Sadly, however, this conclusion is simply not warranted. There is no way to determine from the basic facts:
Comment users have a higher sat score than non-comment users (attitudinal)
Or even
Comment users consume more pages than non-comment users (behavioral)
if either relationship is causal. We don’t know if commenting self-selects visitors who happen to be more satisfied and consume more content or whether it actually contributes to that relationship.
People who use comment functionality may already be more engaged and have higher satisfaction than those who do not bother. If so, the apparent (and statistically valid) relationship between using comment functionality and satisfaction is non-causal – at least in the direction we are hoping for.

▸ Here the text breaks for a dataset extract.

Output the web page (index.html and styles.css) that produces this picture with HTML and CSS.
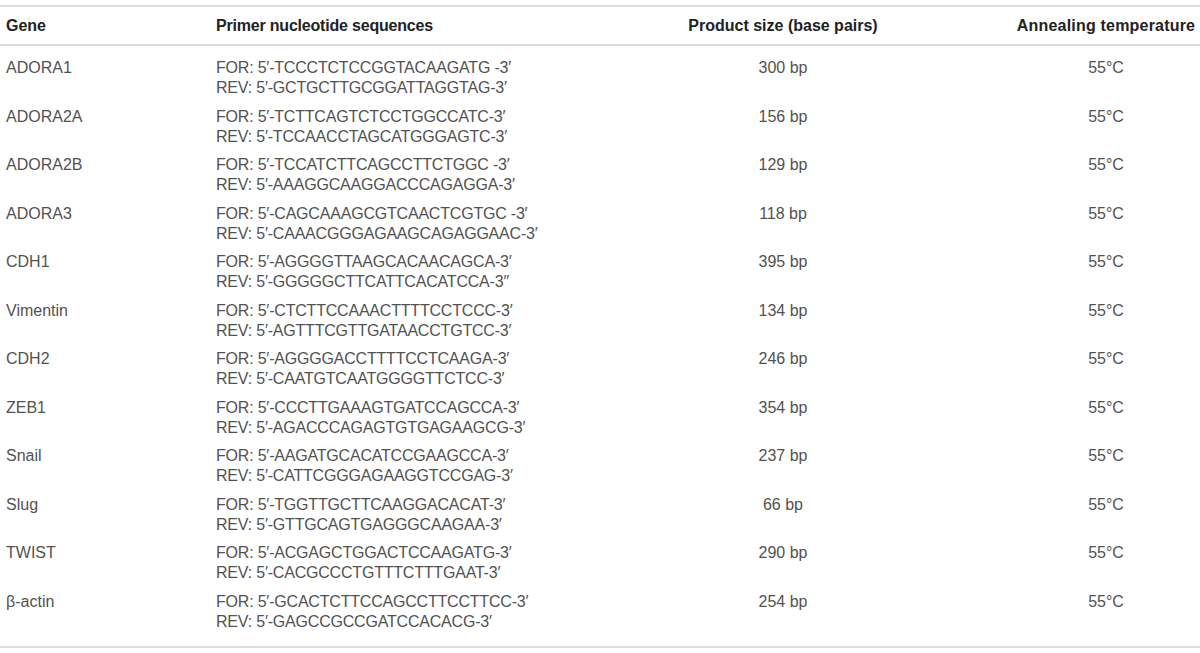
FILE: index.html
```html
<!DOCTYPE html>
<html>
<head>
<meta charset="utf-8">
<link rel="stylesheet" href="styles.css">
</head>
<body>
<div class="table">
  <div class="row head">
    <div class="c gene">Gene</div>
    <div class="c primer">Primer nucleotide sequences</div>
    <div class="c size">Product size (base pairs)</div>
    <div class="c temp">Annealing temperature</div>
  </div>
  <div class="body">
    <div class="row"><div class="c gene">ADORA1</div><div class="c primer"><div>FOR: 5′-TCCCTCTCCGGTACAAGATG -3′</div><div>REV: 5′-GCTGCTTGCGGATTAGGTAG-3′</div></div><div class="c size">300 bp</div><div class="c temp">55°C</div></div>
    <div class="row"><div class="c gene">ADORA2A</div><div class="c primer"><div>FOR: 5′-TCTTCAGTCTCCTGGCCATC-3′</div><div>REV: 5′-TCCAACCTAGCATGGGAGTC-3′</div></div><div class="c size">156 bp</div><div class="c temp">55°C</div></div>
    <div class="row"><div class="c gene">ADORA2B</div><div class="c primer"><div>FOR: 5′-TCCATCTTCAGCCTTCTGGC -3′</div><div>REV: 5′-AAAGGCAAGGACCCAGAGGA-3′</div></div><div class="c size">129 bp</div><div class="c temp">55°C</div></div>
    <div class="row"><div class="c gene">ADORA3</div><div class="c primer"><div>FOR: 5′-CAGCAAAGCGTCAACTCGTGC -3′</div><div>REV: 5′-CAAACGGGAGAAGCAGAGGAAC-3′</div></div><div class="c size">118 bp</div><div class="c temp">55°C</div></div>
    <div class="row"><div class="c gene">CDH1</div><div class="c primer"><div>FOR: 5′-AGGGGTTAAGCACAACAGCA-3′</div><div>REV: 5′-GGGGGCTTCATTCACATCCA-3′′</div></div><div class="c size">395 bp</div><div class="c temp">55°C</div></div>
    <div class="row"><div class="c gene">Vimentin</div><div class="c primer"><div>FOR: 5′-CTCTTCCAAACTTTTCCTCCC-3′</div><div>REV: 5′-AGTTTCGTTGATAACCTGTCC-3′</div></div><div class="c size">134 bp</div><div class="c temp">55°C</div></div>
    <div class="row"><div class="c gene">CDH2</div><div class="c primer"><div>FOR: 5′-AGGGGACCTTTTCCTCAAGA-3′</div><div>REV: 5′-CAATGTCAATGGGGTTCTCC-3′</div></div><div class="c size">246 bp</div><div class="c temp">55°C</div></div>
    <div class="row"><div class="c gene">ZEB1</div><div class="c primer"><div>FOR: 5′-CCCTTGAAAGTGATCCAGCCA-3′</div><div>REV: 5′-AGACCCAGAGTGTGAGAAGCG-3′</div></div><div class="c size">354 bp</div><div class="c temp">55°C</div></div>
    <div class="row"><div class="c gene">Snail</div><div class="c primer"><div>FOR: 5′-AAGATGCACATCCGAAGCCA-3′</div><div>REV: 5′-CATTCGGGAGAAGGTCCGAG-3′</div></div><div class="c size">237 bp</div><div class="c temp">55°C</div></div>
    <div class="row"><div class="c gene">Slug</div><div class="c primer"><div>FOR: 5′-TGGTTGCTTCAAGGACACAT-3′</div><div>REV: 5′-GTTGCAGTGAGGGCAAGAA-3′</div></div><div class="c size">66 bp</div><div class="c temp">55°C</div></div>
    <div class="row"><div class="c gene">TWIST</div><div class="c primer"><div>FOR: 5′-ACGAGCTGGACTCCAAGATG-3′</div><div>REV: 5′-CACGCCCTGTTTCTTTGAAT-3′</div></div><div class="c size">290 bp</div><div class="c temp">55°C</div></div>
    <div class="row"><div class="c gene">β-actin</div><div class="c primer"><div>FOR: 5′-GCACTCTTCCAGCCTTCCTTCC-3′</div><div>REV: 5′-GAGCCGCCGATCCACACG-3′</div></div><div class="c size">254 bp</div><div class="c temp">55°C</div></div>
  </div>
</div>
</body>
</html>
```
FILE: styles.css
```css
html, body {
  margin: 0;
  padding: 0;
  background: #fff;
}
body {
  font-family: "Liberation Sans", Arial, sans-serif;
  font-size: 16px;
  line-height: 20px;
  color: #525252;
}
.table {
  margin-top: 5px;
  border-top: 2px solid #dcdcdc;
  border-bottom: 2px solid #dcdcdc;
}
.row {
  display: grid;
  grid-template-columns: 210px 470px 206px 314px;
  padding: 4px 0 4.5px;
}
.head {
  padding: 9px 0 8px;
  border-bottom: 2px solid #dcdcdc;
  font-weight: bold;
  color: #222;
}
.body {
  padding: 8px 0 10px;
}
.gene, .primer {
  padding-left: 6px;
}
.primer {
  letter-spacing: -0.2px;
}
.size {
  text-align: center;
}
.temp {
  text-align: center;
  padding-left: 126px;
  white-space: nowrap;
}
.head .temp {
  letter-spacing: 0.2px;
}
```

Comments are not driving satisfaction, they are being driven by it.
It’s as simple as this. People who are highly-engaged with your site are likely to be more satisfied with it. They may also be more likely to view or post comments. This in no way proves that they are more satisfied because they view or post comments. They may be less satisfied as a result of commenting. They may be more satisfied. There may be zero impact. You just don’t know. Looking at the satisfaction scores for each area on your site and inferring causality from them is simply a basic statistical fallacy.
This is an incredibly common source of error when doing web analytics in general and it has migrated seamlessly over into the usage of online survey data. Self-selection is, in fact, a subtle sort of sampling problem where we forget that the sub-populations we are using for an analysis are not random.

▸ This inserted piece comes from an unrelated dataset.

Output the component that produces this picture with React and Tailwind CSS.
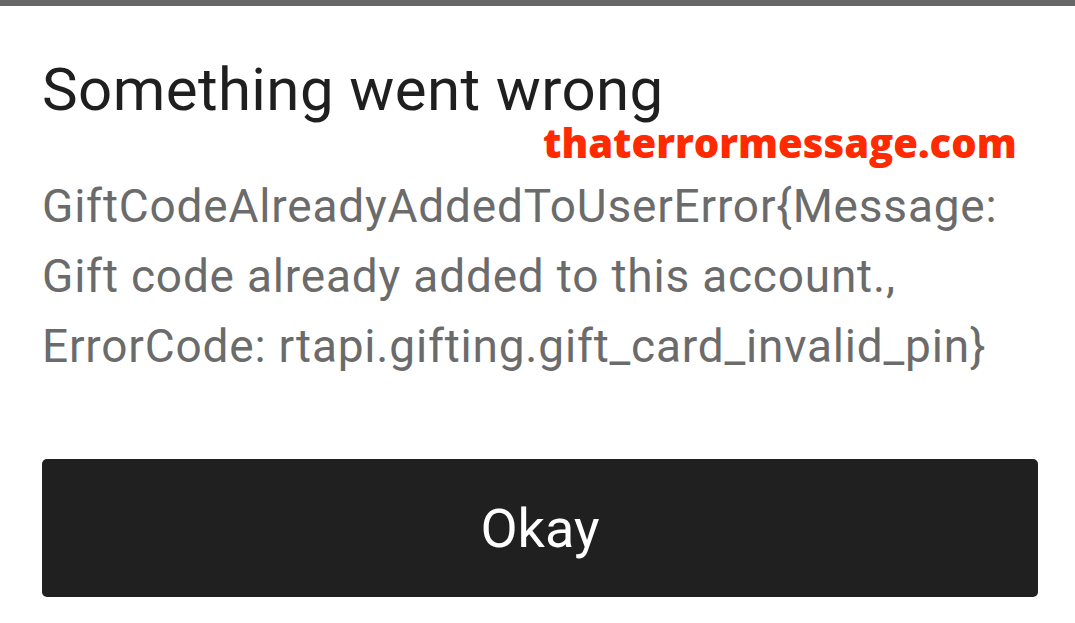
export default function App() {
  return (
    <div className="w-[1075px] h-[623px] bg-white overflow-hidden relative" style={{ fontFamily: 'Roboto, "Liberation Sans", sans-serif' }}>
      <div className="h-[6px] bg-[#666666]" />
      <div className="px-[42px]">
        <h1 className="mt-[50px] text-[60px] leading-[68px] text-[#1f1f1f] font-normal tracking-[0.4px]">Something went wrong</h1>
        <p className="mt-[47px] text-[46px] leading-[70px] text-[#6b6b6b] tracking-[0.8px]">
          GiftCodeAlreadyAddedToUserError{'{'}Message:<br />
          Gift code already added to this account.,<br />
          ErrorCode: rtapi.gifting.gift_card_invalid_pin{'}'}
        </p>
        <button className="mt-[78px] w-[996px] h-[138px] rounded-[5px] bg-[#202020] text-white text-[54px] flex items-center justify-center">
          Okay
        </button>
      </div>
      <div className="absolute left-[543px] top-[123px] text-[#ff2a00] text-[40px] font-extrabold leading-none" style={{ fontFamily: '"Open Sans", sans-serif' }}>
        thaterrormessage.com
      </div>
    </div>
  );
}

I think it’s fair to say that a simple majority of all uses of online survey data as it applies to web site performance that I see are nothing more than interpretive errors caused by self-selection.
You can defend yourself against these types of errors, but it takes significantly more work. Internally, you can try to use other variables inside the survey to hold the populations constant across a range of other factors (like intent, brand awareness, overall usage) before you look at comparative satisfaction scores.
Naturally, the quality and size of the survey also affects its analytical strength. While “less is better” (more people will fill it out), a good survey will ask the same questions in different ways, in order to judge the quality of responses. “Were you able to find what you’re looking for on this website?” can be paired with “Was the navigation or search on this website effective?”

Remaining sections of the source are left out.